FB: Você disputou com o brasileiro Emerson Fittipaldi. Ele foi um competidor leal?
JS:Emerson Fittipaldi foi um competidor leal e difícil. Não era apenas um grande competidor, mas também uma excelente pessoa e um amigo querido. Mantemos a amizade desde quando corremos juntos. Eu conquistei o título mundial, ele o tirou de mim, recuperei e ele conquistou novamente após a minha aposentadoria. Ainda sou um bom amigo do Fittipaldi, como também sou do Nelson Piquet. Na verdade, fui amigo de muitos pilotos brasileiros. Ao longo dos anos, o Brasil produziu um grande número de talentosos pilotos, e José Carlos Pace certamente foi um deles [o brasileiro competiu na categoria nos anos 1970, com a única vitória no GP do Brasil de 1975]. O Brasil também apoiou muito bem os seus pilotos, melhor que quase todos os outros países.

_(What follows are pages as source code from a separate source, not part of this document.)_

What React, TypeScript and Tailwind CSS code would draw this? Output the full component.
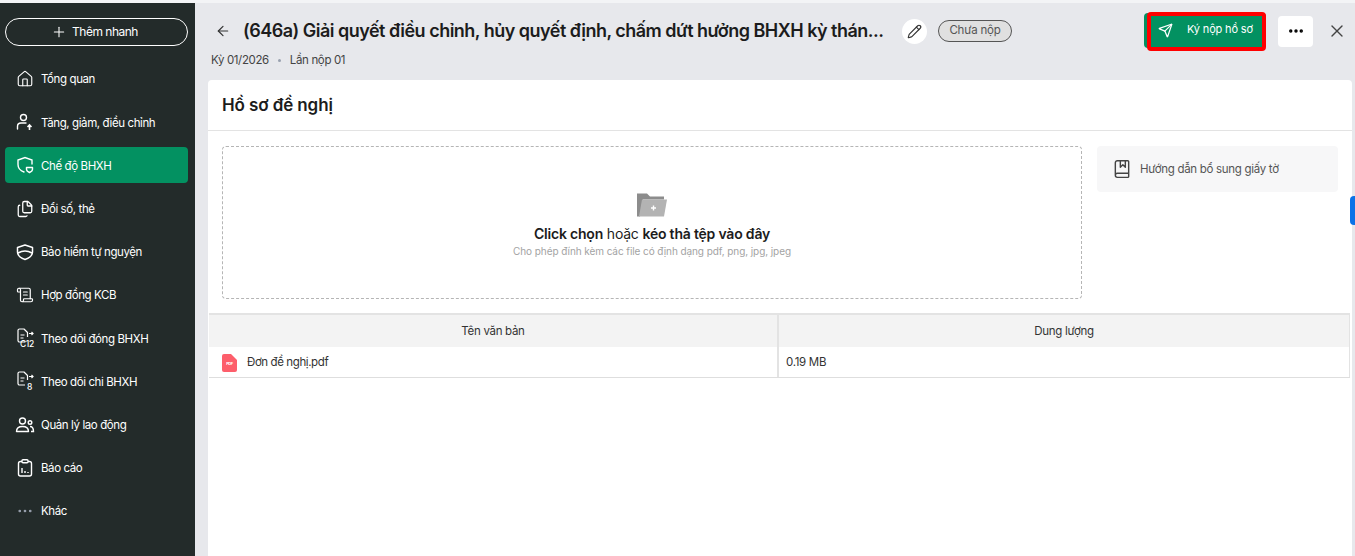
import { ArrowLeft, Ellipsis, House, Pencil, Plus, Send, X, Files, BookMarked, ScrollText } from "lucide-react";
import type { ReactNode } from "react";

const iconClass = "h-[18px] w-[18px] text-white";

function ShieldHeart() {
  return (
    <svg viewBox="0 0 20 20" fill="none" stroke="currentColor" strokeWidth="1.4" className="h-5 w-5 text-white">
      <path d="M17 9V5l-7-2.500L3 5v4.500c0 3.600 2.600 6.300 6 7.500" strokeLinecap="round" />
      <path d="M11.500 12.500h6v1.700c0 1.500-1.300 2.500-3 3.300-1.700-.8-3-1.800-3-3.300z" strokeLinejoin="round" />
    </svg>
  );
}

function ShieldBand() {
  return (
    <svg viewBox="0 0 20 20" fill="none" stroke="currentColor" strokeWidth="1.5" className="h-5 w-5 text-white">
      <path d="M2.500 5.500 10 3l7.500 2.500v4.500c0 3.500-3.200 6-7.500 7.500-4.300-1.500-7.500-4-7.500-7.500z" strokeLinejoin="round" />
      <path d="M3 11c4.200-2.500 9.800-2.500 14 0" />
    </svg>
  );
}

function UserArrow() {
  return (
    <svg viewBox="0 0 20 20" fill="none" stroke="currentColor" strokeWidth="1.4" className="h-5 w-5 text-white">
      <circle cx="8.500" cy="5.500" r="3" />
      <path d="M2.500 17v-2.500c0-2 1.500-3.500 3.500-3.500h5" strokeLinecap="round" />
      <path d="M14.500 18v-5M12.500 15l2-2 2 2" strokeWidth="1.600" />
    </svg>
  );
}

function People() {
  return (
    <svg viewBox="0 0 20 20" fill="none" stroke="currentColor" strokeWidth="1.4" className="h-5 w-5 text-white">
      <circle cx="7.500" cy="6" r="3" />
      <path d="M1.500 16.500c0-3.300 2.700-5 6-5s6 1.700 6 5z" strokeLinejoin="round" />
      <circle cx="15" cy="7.500" r="1.800" />
      <path d="M15 11.500c2 0 3.500 1.500 3.500 5h-2.500" />
    </svg>
  );
}

function Report() {
  return (
    <svg viewBox="0 0 20 20" fill="none" stroke="currentColor" strokeWidth="1.4" className="h-5 w-5 text-white">
      <rect x="3.500" y="3.500" width="13" height="14.500" rx="2" />
      <rect x="7" y="1.800" width="6" height="3" rx="1" fill="#232b2a" />
      <path d="M7 15v-5M10 15v-2M13 15v-1" />
    </svg>
  );
}

function DocArrow({ label }: { label: string }) {
  return (
    <svg viewBox="0 0 20 20" fill="none" stroke="currentColor" strokeWidth="1.2" className="h-5 w-5 overflow-visible text-white">
      <path d="M10 14H4.500A1.500 1.500 0 0 1 3 12.500v-10A1.500 1.500 0 0 1 4.500 1H9l3.500 3.500V9" strokeLinejoin="round" />
      <path d="M5.500 7h4M5.500 10h3M14 5.500h4M16.500 4l1.500 1.500L16.500 7" />
      <text x={label === "C12" ? 5 : 12} y="19" fontSize="8.500" fontWeight="500" fill="currentColor" stroke="none" fontFamily="Inter, sans-serif">{label}</text>
    </svg>
  );
}

const menu: { label: string; icon: ReactNode; active?: boolean }[] = [
  { label: "Tổng quan", icon: <House className={iconClass} strokeWidth={1.5} /> },
  { label: "Tăng, giảm, điều chỉnh", icon: <UserArrow /> },
  { label: "Chế độ BHXH", icon: <ShieldHeart />, active: true },
  { label: "Đổi số, thẻ", icon: <Files className={iconClass} strokeWidth={1.7} /> },
  { label: "Bảo hiểm tự nguyện", icon: <ShieldBand /> },
  { label: "Hợp đồng KCB", icon: <ScrollText className={iconClass} strokeWidth={1.6} /> },
  { label: "Theo dõi đóng BHXH", icon: <DocArrow label="C12" /> },
  { label: "Theo dõi chi BHXH", icon: <DocArrow label="8" /> },
  { label: "Quản lý lao động", icon: <People /> },
  { label: "Báo cáo", icon: <Report /> },
  { label: "Khác", icon: <Ellipsis className="h-[18px] w-[18px] text-gray-400" strokeWidth={1.6} /> },
];

function Sidebar() {
  return (
    <aside className="flex w-[195px] shrink-0 flex-col bg-[#232b2a] px-[5px] pt-[15px] text-white">
      <button className="flex h-[28px] w-[183px] items-center justify-center gap-[5px] rounded-full border border-white pr-[4px] text-xs tracking-[-0.5px]">
        <Plus className="h-[16px] w-[16px]" strokeWidth={1.6} />
        <span className="mb-[1px]">Thêm nhanh</span>
      </button>
      <nav className="mt-[15px] flex w-[183px] flex-col gap-[7.2px]">
        {menu.map((item) => (
          <div
            key={item.label}
            className={`flex h-[36px] items-center gap-[6px] rounded pl-[10px] text-[11.5px] tracking-[-0.4px] ${item.active ? "bg-[#039161]" : ""}`}
          >
            <span className="flex w-[20px] justify-center">{item.icon}</span>
            <span className="pt-[2px]">{item.label}</span>
          </div>
        ))}
      </nav>
    </aside>
  );
}

function Header() {
  return (
    <header className="flex h-[77px] shrink-0 flex-col pl-[3px] pt-[9px]">
      <div className="flex h-[38px] items-center">
        <ArrowLeft className="ml-[4px] h-[16px] w-[16px] text-[#333]" strokeWidth={1.8} />
        <h1 className="ml-[12px] w-[642px] whitespace-nowrap text-lg font-semibold tracking-[-0.51px] text-[#1c1c1c]">
          (646a) Giải quyết điều chỉnh, hủy quyết định, chấm dứt hưởng BHXH kỳ thán...
        </h1>
        <span className="ml-[17px] flex h-[25px] w-[25px] items-center justify-center rounded-full bg-white">
          <Pencil className="h-[15px] w-[15px] text-[#333]" strokeWidth={1.8} />
        </span>
        <span className="ml-[11px] flex h-[22px] w-[74px] items-center justify-center rounded-full border border-[#555] bg-[#e0e0e0] text-[11.5px] tracking-[-0.2px] text-[#555]">
          Chưa nộp
        </span>
        <div className="relative ml-[132px] mt-[-2px] flex h-[35px] w-[122px] items-center rounded bg-[#039161] pl-[14px] text-[11px] tracking-[-0.15px] text-white">
          <Send className="h-[15px] w-[15px]" strokeWidth={2} />
          <span className="ml-[14px] mb-[2px]">Ký nộp hồ sơ</span>
          <div className="absolute -bottom-[3px] left-[3px] right-0 -top-[1px] rounded border-[4px] border-[#f00]" />
        </div>
        <button className="ml-[12px] flex h-[31px] w-[35px] items-center justify-center rounded bg-white">
          <Ellipsis className="h-[18px] w-[18px] text-black" strokeWidth={2.6} />
        </button>
        <X className="ml-[14px] h-[20px] w-[20px] text-[#444]" strokeWidth={1.6} />
      </div>
      <div className="mt-[2px] flex items-center text-[11.5px] tracking-[-0.36px] text-[#444]">
        <span>Kỳ 01/2026</span>
        <span className="mx-[9px] h-[3px] w-[3px] rounded-full bg-gray-400" />
        <span>Lần nộp 01</span>
      </div>
    </header>
  );
}

function UploadArea() {
  return (
    <div className="flex gap-[15px] px-[14px] pb-[14px] pt-[15px]">
      <div className="flex h-[153px] w-[860px] flex-col items-center rounded border border-dashed border-[#b5b5b5] pt-[45px]">
        <svg viewBox="0 0 32 24" className="h-[25px] w-[32px]">
          <path d="M1 1h10l3 3h14v3H7l-3 17H1z" fill="#8c8c8c" />
          <path d="M6 7h25l-3 17H3z" fill="#b3b3b3" />
          <path d="M15 15.500h5M17.500 13v5" stroke="#fff" strokeWidth="1.400" />
        </svg>
        <p className="mt-[7px] text-sm leading-[20px] tracking-[-0.2px] text-[#1c1c1c]">
          <span className="font-semibold">Click chọn</span> hoặc <span className="font-semibold">kéo thả tệp vào đây</span>
        </p>
        <p className="text-[10px] leading-[14px] tracking-[-0.08px] text-[#a3a3a3]">Cho phép đính kèm các file có định dạng pdf, png, jpg, jpeg</p>
      </div>
      <div className="flex h-[46px] w-[241px] items-center gap-[8px] rounded bg-[#f7f7f8] pl-[15px] text-[11.5px] tracking-[-0.3px] text-[#555]">
        <BookMarked className="h-[20px] w-[20px] text-[#444]" strokeWidth={1.7} />
        <span className="pt-[1px]">Hướng dẫn bổ sung giấy tờ</span>
      </div>
    </div>
  );
}

function FileTable() {
  return (
    <div className="ml-[1px] mr-[2px] border-t-2 border-[#e3e3e3] text-[11.5px] text-[#333]">
      <div className="grid h-[32px] grid-cols-[570px_1fr] items-center bg-[#f3f3f3] text-center tracking-[-0.3px]">
        <div className="flex h-full items-center justify-center border-r-2 border-[#e3e3e3] pt-[2px]">Tên văn bản</div>
        <div className="flex h-full items-center justify-center border-r border-[#e3e3e3] pt-[2px]">Dung lượng</div>
      </div>
      <div className="grid h-[31px] grid-cols-[570px_1fr] border-b border-[#dedede]">
        <div className="flex items-center border-r-2 border-[#e3e3e3] pl-[13px] pt-[1px] tracking-[-0.4px]">
          <svg viewBox="0 0 15 18" className="h-[18px] w-[15px]">
            <path d="M2 0h7l6 6v10a2 2 0 0 1-2 2H2a2 2 0 0 1-2-2V2a2 2 0 0 1 2-2z" fill="#fd5e6b" />
            <text x="7.500" y="11" fontSize="4" fontWeight="700" textAnchor="middle" fill="#fff" fontFamily="Inter, sans-serif">PDF</text>
          </svg>
          <span className="ml-[10px]">Đơn đề nghị.pdf</span>
        </div>
        <div className="flex items-center border-r border-[#e3e3e3] pl-[7px] pt-[1px] tracking-[-0.3px]">0.19 MB</div>
      </div>
    </div>
  );
}

export default function App() {
  return (
    <div className="relative flex h-[556px] w-[1355px] overflow-hidden border-t-[3px] border-[#f3f4f6] bg-[#e7e8ec] font-['Inter',sans-serif]">
      <Sidebar />
      <main className="ml-[13px] flex w-[1144px] flex-col">
        <Header />
        <section className="flex flex-1 flex-col rounded-t bg-white">
          <h2 className="flex h-[51px] shrink-0 items-center border-b border-[#e3e3e3] pl-[14px] pt-[2px] text-[17px] font-semibold tracking-[-0.1px] text-[#1c1c1c]">
            Hồ sơ đề nghị
          </h2>
          <UploadArea />
          <FileTable />
        </section>
      </main>
      <div className="absolute right-0 top-[193px] h-[29px] w-[5px] rounded-l bg-[#0b72e7]" />
    </div>
  );
}
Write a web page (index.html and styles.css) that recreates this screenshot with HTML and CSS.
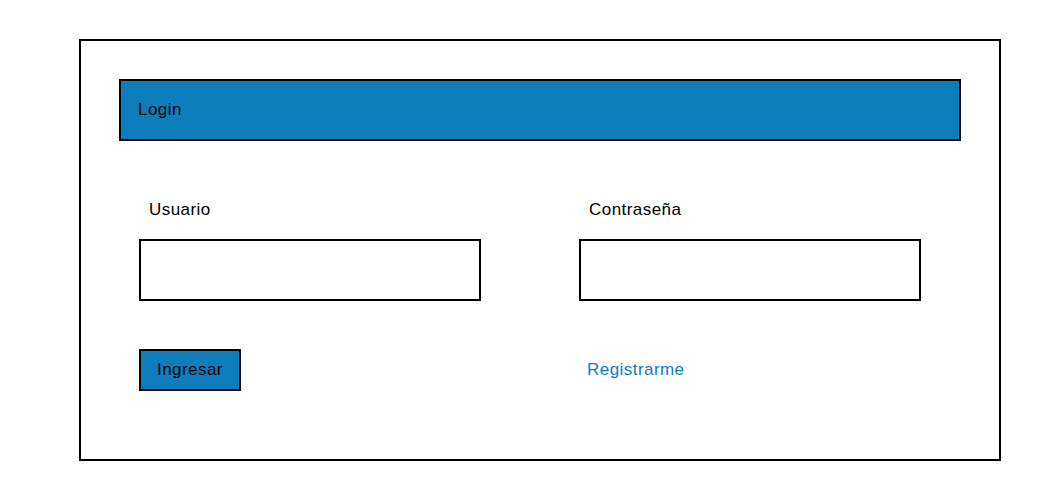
FILE: index.html
```html
<!DOCTYPE html>
<html lang="es">
<head>
<meta charset="utf-8">
<title>Login</title>
<link rel="stylesheet" href="styles.css">
</head>
<body>
<div class="frame">
  <div class="header">Login</div>
  <div class="form">
    <div class="field">
      <label class="label">Usuario</label>
      <div class="input"></div>
    </div>
    <div class="field">
      <label class="label">Contraseña</label>
      <div class="input"></div>
    </div>
    <div class="action">
      <button class="btn">Ingresar</button>
    </div>
    <div class="action">
      <a class="link" href="#">Registrarme</a>
    </div>
  </div>
</div>
</body>
</html>
```

FILE: styles.css
```css
* { box-sizing: border-box; }
html, body { margin: 0; padding: 0; background: #fff; }
body {
  font-family: "Liberation Sans", Arial, sans-serif;
  font-size: 17px;
  letter-spacing: 0.45px;
  color: #000;
}
.frame {
  margin: 39px 0 0 79px;
  width: 922px;
  height: 422px;
  border: 2px solid #000;
  padding: 38px 38px 0 38px;
}
.header {
  height: 62px;
  border: 2px solid #000;
  background: #0e7dbc;
  display: flex;
  align-items: center;
  padding-left: 17px;
  line-height: 20px;
}
.form {
  display: grid;
  grid-template-columns: 342px 342px;
  column-gap: 98px;
  row-gap: 48px;
  padding: 59px 0 0 20px;
}
.field {
  display: flex;
  flex-direction: column;
  gap: 19px;
}
.label {
  line-height: 20px;
  padding-left: 10px;
}
.input {
  height: 62px;
  border: 2px solid #000;
  background: #fff;
}
.action {
  display: flex;
  align-items: center;
  height: 42px;
}
.btn {
  width: 102px;
  height: 42px;
  border: 2px solid #000;
  background: #0e7dbc;
  font: inherit;
  letter-spacing: inherit;
  color: #000;
  padding: 0;
  border-radius: 0;
}
.link {
  color: #0e7dc0;
  text-decoration: none;
  padding-left: 8px;
}
```
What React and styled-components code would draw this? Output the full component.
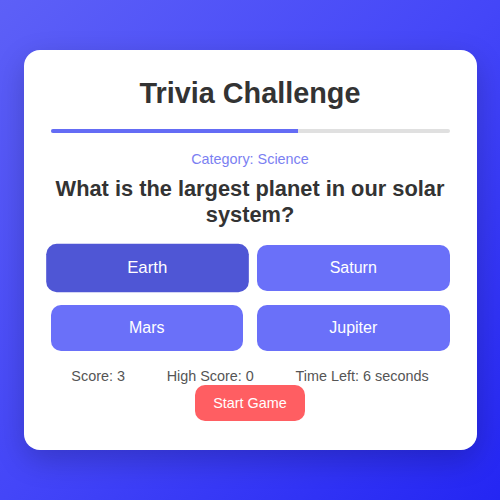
import React from "react";
import styled, { createGlobalStyle } from "styled-components";

const GlobalStyle = createGlobalStyle`
  html, body {
    margin: 0;
    padding: 0;
  }
  body {
    font-family: "Liberation Sans", Arial, sans-serif;
    background: linear-gradient(135deg, #5d60f7 0%, #4446f8 50%, #2426f3 100%);
    min-height: 100vh;
  }
`;

const Page = styled.div`
  min-height: 500px;
  display: flex;
  align-items: center;
  justify-content: center;
`;

const Card = styled.div`
  width: 453px;
  box-sizing: border-box;
  padding: 27px 27px 29px;
  background: #fff;
  border-radius: 16px;
  box-shadow: 0 10px 30px rgba(0, 0, 0, 0.2);
  text-align: center;
`;

const Title = styled.h1`
  margin: 0;
  font-size: 28.8px;
  line-height: 32px;
  font-weight: bold;
  color: #333;
`;

const Track = styled.div`
  margin-top: 20px;
  height: 4px;
  border-radius: 2px;
  background: #e0e0e0;
  overflow: hidden;
`;

const Fill = styled.div`
  height: 100%;
  background: #646cf5;
`;

const Category = styled.div`
  margin-top: 18px;
  font-size: 14.4px;
  line-height: 16px;
  color: #7b7ff2;
`;

const Question = styled.h2`
  margin: 9px 0 0;
  font-size: 21.8px;
  line-height: 26px;
  font-weight: bold;
  color: #333;
`;

const Answers = styled.div`
  margin-top: 17px;
  display: grid;
  grid-template-columns: 1fr 1fr;
  gap: 14px;
`;

const Answer = styled.button`
  height: 46px;
  border: none;
  border-radius: 10px;
  background: ${p => (p.selected ? "#4f56d5" : "#6a70f9")};
  color: #fff;
  font-family: inherit;
  font-size: 16px;
  transform: ${p => (p.selected ? "scale(1.05)" : "none")};
`;

const Stats = styled.div`
  margin-top: 16px;
  display: flex;
  justify-content: space-around;
  font-size: 14.4px;
  line-height: 18px;
  color: #555;
`;

const StartButton = styled.button`
  padding: 10px 18px;
  border: none;
  border-radius: 10px;
  background: #ff5e62;
  color: #fff;
  font-family: inherit;
  font-size: 14.4px;
`;

const answers = ["Earth", "Saturn", "Mars", "Jupiter"];

export default function App() {
  const progress = 62;
  return (
    <>
      <GlobalStyle />
      <Page>
        <Card>
          <Title>Trivia Challenge</Title>
          <Track>
            <Fill style={{ width: `${progress}%` }} />
          </Track>
          <Category>Category: Science</Category>
          <Question>What is the largest planet in our solar system?</Question>
          <Answers>
            {answers.map(a => (
              <Answer key={a} selected={a === "Earth"}>{a}</Answer>
            ))}
          </Answers>
          <Stats>
            <span>Score: 3</span>
            <span>High Score: 0</span>
            <span>Time Left: 6 seconds</span>
          </Stats>
          <StartButton>Start Game</StartButton>
        </Card>
      </Page>
    </>
  );
}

Sou um grande fã do Brasil.
FB: O senhor é constantemente escolhido como um dos dez melhores pilotos da história da Fórmula 1. Quem são os seus três melhores?
JS:Do meu ponto de vista, os melhores pilotos de todos os tempos foram Juan Manuel Fangio, Jim Clark [piloto escocês bicampeão em 1963 e 1965], Alain Prost e Ayrton Senna.